▶ _Recorded data_:
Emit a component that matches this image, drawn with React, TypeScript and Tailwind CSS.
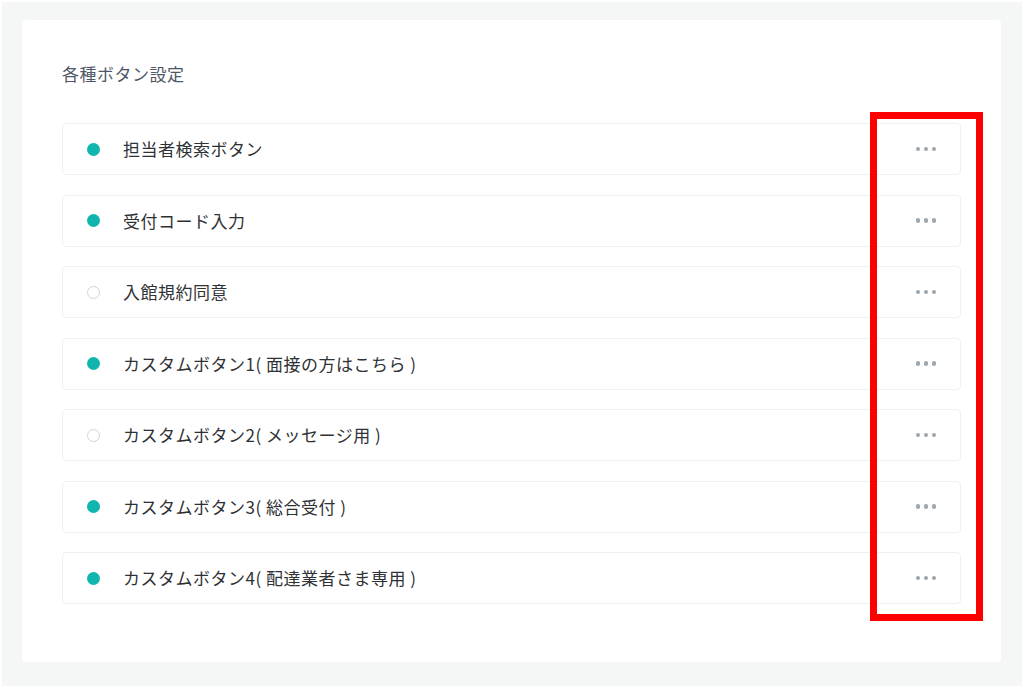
const buttons = [
  { label: "担当者検索ボタン", active: true },
  { label: "受付コード入力", active: true },
  { label: "入館規約同意", active: false },
  { label: "カスタムボタン1( 面接の方はこちら )", active: true },
  { label: "カスタムボタン2( メッセージ用 )", active: false },
  { label: "カスタムボタン3( 総合受付 )", active: true },
  { label: "カスタムボタン4( 配達業者さま専用 )", active: true },
];

function MoreDots() {
  return (
    <div className="flex items-center gap-[3.5px]">
      <span className="w-[4.5px] h-[4.5px] rounded-full bg-[#9aa6ad]" />
      <span className="w-[4.5px] h-[4.5px] rounded-full bg-[#9aa6ad]" />
      <span className="w-[4.5px] h-[4.5px] rounded-full bg-[#9aa6ad]" />
    </div>
  );
}

function ButtonRow({ label, active }: { label: string; active: boolean }) {
  return (
    <div className="h-[52px] flex items-center pl-6 pr-[24px] border border-[#edf1f1] rounded-[4px] bg-white">
      {active ? (
        <span className="w-[13px] h-[13px] rounded-full bg-[#10b6ad] shrink-0" />
      ) : (
        <span className="w-[13px] h-[13px] rounded-full border-[1.5px] border-[#d0d4d5] shrink-0" />
      )}
      <span className="ml-[23px] text-[17px] leading-[24px] tracking-[0.5px] text-[#2f3235]">{label}</span>
      <div className="ml-auto">
        <MoreDots />
      </div>
    </div>
  );
}

export default function App() {
  return (
    <div
      className="w-[1024px] h-[688px] bg-white p-[2px] relative"
      style={{ fontFamily: '"Noto Sans CJK JP", "Noto Sans", sans-serif' }}
    >
      <div className="w-full h-full bg-[#f5f7f7] pt-[18px] pl-[20px] pr-[21px] pb-[24px] flex">
        {/* ==== CARD ==== */}
        <div className="flex-1 bg-white rounded-[4px] pt-[42px] px-[40px]">
          <h2 className="text-[17px] leading-[24px] tracking-[0.5px] text-[#4f5766] font-normal mb-[37px]">
            各種ボタン設定
          </h2>
          <div className="flex flex-col gap-[19.5px]">
            {buttons.map((b) => (
              <ButtonRow key={b.label} label={b.label} active={b.active} />
            ))}
          </div>
        </div>
      </div>
      {/* ==== HIGHLIGHT ==== */}
      <div className="absolute left-[870px] top-[112px] w-[113px] h-[509px] border-[7px] border-[#ff0000] pointer-events-none" />
    </div>
  );
}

▶ _Instruction_:
Print the complete listing exactly, apart from any pictures.

▶ _Reply to the exercise_:
Emit a component that matches this image, drawn with React, TypeScript and Tailwind CSS.
const buttons = [
  { label: "担当者検索ボタン", active: true },
  { label: "受付コード入力", active: true },
  { label: "入館規約同意", active: false },
  { label: "カスタムボタン1( 面接の方はこちら )", active: true },
  { label: "カスタムボタン2( メッセージ用 )", active: false },
  { label: "カスタムボタン3( 総合受付 )", active: true },
  { label: "カスタムボタン4( 配達業者さま専用 )", active: true },
];

function MoreDots() {
  return (
    <div className="flex items-center gap-[3.5px]">
      <span className="w-[4.5px] h-[4.5px] rounded-full bg-[#9aa6ad]" />
      <span className="w-[4.5px] h-[4.5px] rounded-full bg-[#9aa6ad]" />
      <span className="w-[4.5px] h-[4.5px] rounded-full bg-[#9aa6ad]" />
    </div>
  );
}

function ButtonRow({ label, active }: { label: string; active: boolean }) {
  return (
    <div className="h-[52px] flex items-center pl-6 pr-[24px] border border-[#edf1f1] rounded-[4px] bg-white">
      {active ? (
        <span className="w-[13px] h-[13px] rounded-full bg-[#10b6ad] shrink-0" />
      ) : (
        <span className="w-[13px] h-[13px] rounded-full border-[1.5px] border-[#d0d4d5] shrink-0" />
      )}
      <span className="ml-[23px] text-[17px] leading-[24px] tracking-[0.5px] text-[#2f3235]">{label}</span>
      <div className="ml-auto">
        <MoreDots />
      </div>
    </div>
  );
}

export default function App() {
  return (
    <div
      className="w-[1024px] h-[688px] bg-white p-[2px] relative"
      style={{ fontFamily: '"Noto Sans CJK JP", "Noto Sans", sans-serif' }}
    >
      <div className="w-full h-full bg-[#f5f7f7] pt-[18px] pl-[20px] pr-[21px] pb-[24px] flex">
        {/* ==== CARD ==== */}
        <div className="flex-1 bg-white rounded-[4px] pt-[42px] px-[40px]">
          <h2 className="text-[17px] leading-[24px] tracking-[0.5px] text-[#4f5766] font-normal mb-[37px]">
            各種ボタン設定
          </h2>
          <div className="flex flex-col gap-[19.5px]">
            {buttons.map((b) => (
              <ButtonRow key={b.label} label={b.label} active={b.active} />
            ))}
          </div>
        </div>
      </div>
      {/* ==== HIGHLIGHT ==== */}
      <div className="absolute left-[870px] top-[112px] w-[113px] h-[509px] border-[7px] border-[#ff0000] pointer-events-none" />
    </div>
  );
}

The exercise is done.